Our job is to go to places and see the coolest thing to see in that place, the defining thing about that place. And we get the run of them—we will spend several days in these iconic places, Monticello, Falling Water, Taos Pueblo. By and large, we get to get into every nook and cranny of these places. And that is incredibly exciting.
Why architecture is key
My first show of this type was the river tour, Chicago by Boat, in 1995. But as those local shows evolved over 10 to 15 years, they became more and more about stories. So, when it came time to look at what we might do nationally, we went back to where we started, which was architecture—knowing that architecture broadens out into history more generally. And not just history. One of the things we’ve been saying with this series is that, unless you live in a national park or a virgin forest, the world around you was designed by somebody, for better or worse.
Favorite local story from 10 That Changed America
Marina City was a great one. I’ve been a docent with the Chicago Architecture Foundation since 1987, and I’ve been doing the river tour since 1988. So I’ve been floating past Marina City, telling the story from the perspective of the river, for going on 30 years. So it was terrific to do a much deeper dive into it. Because it’s like a poster child for what’s happening all across America—people moving back into the city.
What’s mind-blowing about Marina City is that [Chicago architect] Bertrand Goldberg had this idea in 1959, 1960, when people were abandoning the city and fleeing to the suburbs. And the government was abetting this, and encouraging what we now know was the worst kind of land use. And here was Goldberg saying: You should live in the city. So it was decades ahead of its time.
Marina City was popularly called a city within a city, because back then, nobody wanted to live in the city. So you had to give people assurance when they rented there that there would be a grocery store for people to shop at and a movie theater and a bowling alley, and stores. So that they could feel like they weren’t marooned within a wasteland.
We tend to forget that the time it was built, what we know as River North now was really a cruddy area. As were Old Town and parts of Lincoln Park. So, that office building at the north side of the complex is really a giant fortress, up against the north side of Chicago, walling you off from that part of the city.
Creating compelling television
Our local tour shows, which have gotten us a tremendous amount of love from the public, are almost languorous in their pace. It’s television, so you can’t do a master’s thesis, but they’re like 90 minute shows. The national series is, by design, super fast paced. But in television, five minutes is a long time.
You have to decide what story to tell in five minutes, and you have to decide to tell a story that can be told in five minutes. And you’re always going to meet with the disapproval of some people. But we want to make a show that will be seen by, and uplift and educate, a broad audience.
Favorite Chicago stories
I like stories that have some humor in them. And I tend to like outrageous characters.

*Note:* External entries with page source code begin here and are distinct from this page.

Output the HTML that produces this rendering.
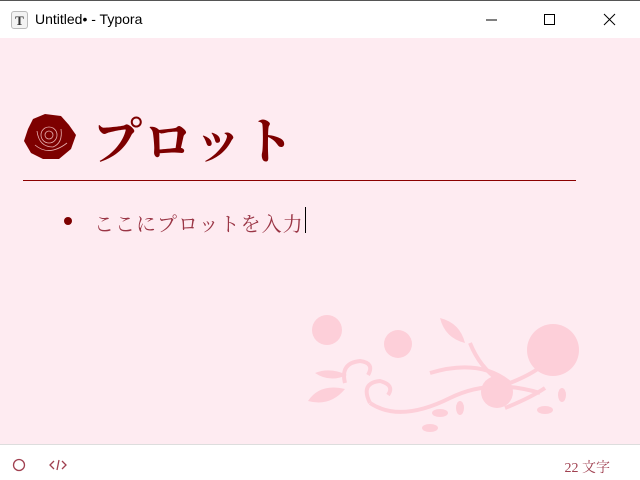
<!DOCTYPE html>
<html><head><meta charset="utf-8"><style>
*{margin:0;padding:0;box-sizing:border-box}
body{width:640px;height:480px;overflow:hidden;background:#fff;font-family:"Liberation Sans","Noto Sans CJK JP",sans-serif;position:relative}
.title{position:absolute;top:0;left:0;width:640px;height:38px;background:#fff;border-top:1px solid #555}
.title .t{position:absolute;left:35px;top:10px;font-size:14px;color:#000}
.logo{position:absolute;left:11px;top:10px;width:17px;height:18px;border:1px solid #bbb;border-radius:3px;background:#f3f3f3;font:bold 13px "Liberation Serif",serif;text-align:center;line-height:17px;color:#333}
.main{position:absolute;top:38px;left:0;width:640px;height:406px;background:#feebf1}
h1{position:absolute;left:92px;top:64px;font:bold 50px "Noto Serif CJK SC","Noto Serif CJK JP",serif;color:#7d0000;letter-spacing:1px}
.hr{position:absolute;left:23px;top:142px;width:553px;height:1px;background:#8b0000}
.li{position:absolute;left:94px;top:170px;font:20px "Noto Serif CJK SC","Noto Serif CJK JP",serif;color:#9a3545;letter-spacing:1px}
.dot{position:absolute;left:64px;top:179px;width:8px;height:8px;border-radius:50%;background:#7d0000}
.cur{position:absolute;left:305px;top:169px;width:1px;height:26px;background:#000}
.status{position:absolute;top:444px;left:0;width:640px;height:36px;background:#fff;border-top:1px solid #ddd}
.cnt{position:absolute;right:30px;top:12px;font:14px "Liberation Serif","Noto Serif CJK JP",serif;color:#a04050}
</style></head><body>
<div class="title"><div class="logo">T</div><div class="t">Untitled• - Typora</div>
<svg style="position:absolute;left:480px;top:12px" width="140" height="14"><line x1="6" y1="7" x2="17" y2="7" stroke="#000"/><rect x="64.5" y="1.5" width="10" height="10" fill="none" stroke="#000"/><path d="M124 1L135 12M135 1L124 12" stroke="#000"/></svg></div>
<div class="main">
<svg style="position:absolute;left:23px;top:75px" width="54" height="48" viewBox="0 0 54 48"><path d="M10 6 L22 1 L38 3 L46 12 L53 22 L48 36 L36 46 L20 46 L8 40 L1 28 L5 16Z" fill="#7d0000"/><g fill="none" stroke="#e8b0b0" stroke-width=".8"><circle cx="26" cy="22" r="4"/><circle cx="26" cy="22" r="8"/><path d="M14 18 Q16 34 30 34 Q40 30 38 16"/><path d="M12 32 Q26 44 44 30"/></g></svg>
<h1>プロット</h1>
<div class="hr"></div>
<div class="dot"></div>
<div class="li">ここにプロットを入力</div>
<div class="cur"></div>
<svg style="position:absolute;left:300px;top:275px" width="290" height="130" viewBox="0 0 290 130" fill="#fdcfd9">
<circle cx="27" cy="17" r="15"/><circle cx="98" cy="31" r="14"/><circle cx="253" cy="37" r="26"/><circle cx="197" cy="79" r="16"/>
<path d="M8 88 Q20 70 45 76 Q30 94 8 88Z"/><path d="M15 60 Q30 54 47 62 Q30 70 15 60Z"/>
<path d="M140 5 Q160 10 165 30 Q145 25 140 5Z"/>
<g fill="none" stroke="#fdcfd9" stroke-width="4"><path d="M45 70 Q40 50 60 48 Q75 50 68 62"/><path d="M70 90 Q60 70 80 68 Q95 72 88 82"/><path d="M70 90 Q100 110 150 85 Q190 65 240 80"/><path d="M130 60 Q180 45 210 70 Q235 60 245 50"/><path d="M170 30 Q180 55 200 68"/><path d="M205 95 Q230 85 245 75"/></g>
<ellipse cx="140" cy="100" rx="8" ry="4"/><ellipse cx="130" cy="115" rx="8" ry="4"/><ellipse cx="160" cy="95" rx="4" ry="7"/><ellipse cx="245" cy="97" rx="8" ry="4"/><ellipse cx="262" cy="82" rx="4" ry="7"/>
</svg>
</div>
<div class="status">
<svg style="position:absolute;left:12px;top:13px" width="60" height="14"><circle cx="7" cy="7" r="5.5" fill="none" stroke="#a04050" stroke-width="1.3"/><path d="M42 3L38 7L42 11M50 3L54 7L50 11M47 2L45 12" fill="none" stroke="#a04050" stroke-width="1.3"/></svg>
<div class="cnt">22 文字</div>
</div>
</body></html>
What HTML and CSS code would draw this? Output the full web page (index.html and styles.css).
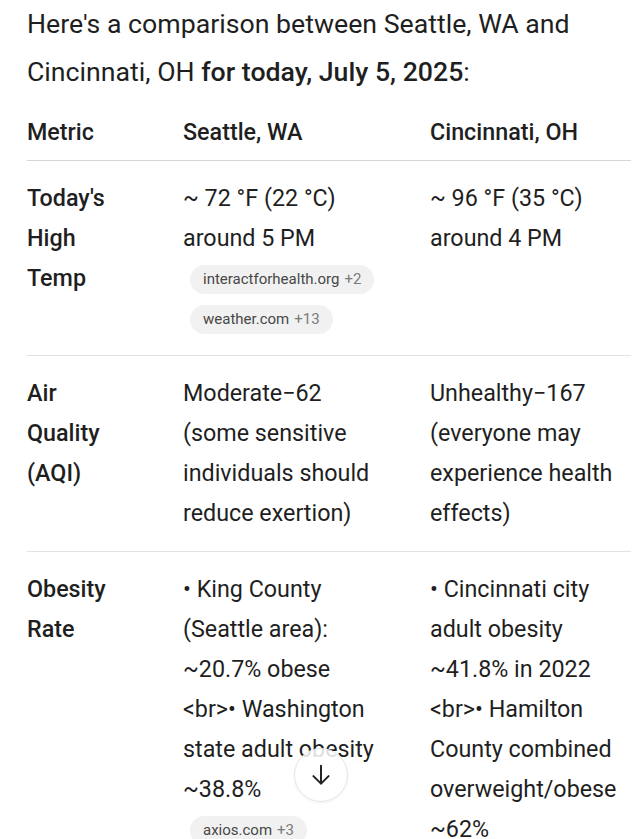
FILE: index.html
```html
<!DOCTYPE html>
<html lang="en">
<head>
<meta charset="utf-8">
<title>Seattle vs Cincinnati</title>
<link rel="stylesheet" href="styles.css">
</head>
<body>
<main class="page">
  <p class="intro">Here's a comparison between Seattle, WA and Cincinnati, OH <strong>for today, July 5, 2025</strong>:</p>
  <div class="table">
    <div class="row head">
      <div class="cell c1">Metric</div>
      <div class="cell c2">Seattle, WA</div>
      <div class="cell c3">Cincinnati, OH</div>
    </div>
    <div class="row">
      <div class="cell c1 label">Today's High Temp</div>
      <div class="cell c2">
        <div>~ 72 °F (22 °C) around 5 PM</div>
        <div class="chips">
          <span class="chip">interactforhealth.org <span class="more">+2</span></span>
          <span class="chip">weather.com <span class="more">+13</span></span>
        </div>
      </div>
      <div class="cell c3">~ 96 °F (35 °C) around 4 PM</div>
    </div>
    <div class="row">
      <div class="cell c1 label">Air Quality (AQI)</div>
      <div class="cell c2">Moderate−62 (some sensitive individuals should reduce exertion)</div>
      <div class="cell c3">Unhealthy−167 (everyone may experience health effects)</div>
    </div>
    <div class="row last">
      <div class="cell c1 label">Obesity Rate</div>
      <div class="cell c2">
        <div>• King County (Seattle area): ~20.7% obese &lt;br&gt;• Washington state adult obesity ~38.8%</div>
        <div class="chips">
          <span class="chip">axios.com <span class="more">+3</span></span>
        </div>
      </div>
      <div class="cell c3">• Cincinnati city adult obesity ~41.8% in 2022 &lt;br&gt;• Hamilton County combined overweight/obese ~62%</div>
    </div>
  </div>
</main>
<button class="scroll-btn" aria-label="Scroll down">
  <svg width="26" height="26" viewBox="0 0 24 24" fill="none" stroke="#1f1f1f" stroke-width="1.8" stroke-linecap="round" stroke-linejoin="round"><path d="M12 3.5v16.5M5 13l7 7 7-7"/></svg>
</button>
</body>
</html>
```

FILE: styles.css
```css
html, body {
  margin: 0;
  padding: 0;
  background: #ffffff;
}
body {
  font-family: Roboto, "Liberation Sans", sans-serif;
  color: #1f1f1f;
  overflow: hidden;
  height: 839px;
  position: relative;
}
.page {
  padding: 0 9px 0 27px;
}
.intro {
  margin: 0;
  font-size: 26.7px;
  line-height: 48px;
}
.intro strong {
  font-weight: 500;
}
.table {
  margin-top: 16px;
  font-size: 23.3px;
  line-height: 40px;
}
.row {
  display: grid;
  grid-template-columns: 156px 247px 1fr;
  padding: 17px 0 18px;
  border-bottom: 1px solid #e3e3e3;
}
.row.head {
  padding: 0 0 8px;
  border-bottom: 1px solid #d6d6d6;
  font-weight: 500;
}
.row.last {
  border-bottom: none;
}
.label {
  font-weight: 500;
}
.c1 {
  padding-right: 61px;
}
.c2 {
  padding-right: 49px;
}
.chips {
  display: flex;
  flex-direction: column;
  align-items: flex-start;
  gap: 11px;
  margin: 7px 0 3px 7px;
}
.chip {
  display: inline-flex;
  align-items: center;
  height: 29px;
  padding: 0 13px;
  border-radius: 15px;
  background: #f1f1f1;
  color: #474747;
  font-size: 15px;
  line-height: 29px;
  white-space: nowrap;
}
.more {
  margin-left: 5px;
  color: #7a7a7a;
}
.scroll-btn {
  position: absolute;
  left: 294px;
  top: 748px;
  width: 54px;
  height: 54px;
  border-radius: 50%;
  border: 1px solid #e6e6e6;
  background: rgba(255, 255, 255, 0.85);
  box-shadow: 0 1px 3px rgba(0, 0, 0, 0.06);
  display: flex;
  align-items: center;
  justify-content: center;
  padding: 0;
}
```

George Streeter (1837-1921) is as outrageous as anyone we’ve ever had in our history.
Here’s this guy who was kind of a ne’er do well, a circus promoter, always trying work a scam of some sort. And he decides he’s going to run guns to Honduras. So he gets this leaky steam boat in Milwaukee and starts sailing it down the lake. And he’s not any kind of boat captain, so he runs aground off the shore of Lake Michigan [in 1886], where the John Hancock building is today.
This was a notorious district already—called “the Sands.” It was an area where sand had filled in north of the mouth of the Chicago River. They had put piers out into the lake to protect the mouth of the river, and because of the way the current is in Lake Michigan, sand had built up against the pier. When you stick a pier in the lake, you get a beach north of it.
So here he is. He’s run aground. And he abandons his plan to run guns and decides to live there. And he starts inviting contractors who are excavating in Chicago to dump dirt around his boat, which makes the area a little bigger. And pretty soon he’s kind of the mayor of this property. And he starts selling it. He doesn’t own it, but he starts selling the land, and inviting squatters to build shacks on the property. So it becomes a shanty town. And he forges the president’s signature on a document saying that he only has to abide by federal law, not local law, since this land doesn’t appear on any maps.
So it’s not part of the land that local authorities have any sovereignty over. And the local leaders try for decades to get rid of him. There are literally battles—people are actually killed. They send armies of police down there. And the media loved him. But eventually they got him for selling alcohol on Sundays. The authorities came down and burned the whole shanty town. That property, Streeterville, is now some of the most expensive real estate in Chicago.
I like infrastructure stories. The lake near the shore was heavily polluted, and our drinking water comes from the lake. So they decided to try to draw the drinking water from three miles out in the lake. Well, that meant they had to dig a tunnel under the lake. In 1869.
And they did this by floating a crib three miles out into the lake, and establishing an intake crib there. And then they started digging this tunnel from both ends—from out in the lake toward the shore, and from the shore toward the lake. And after I don’t know how much digging—by hand, with picks and shovels—the two tunnels met, and they were just seven inches off. It was an extraordinary thing that they were able to do that.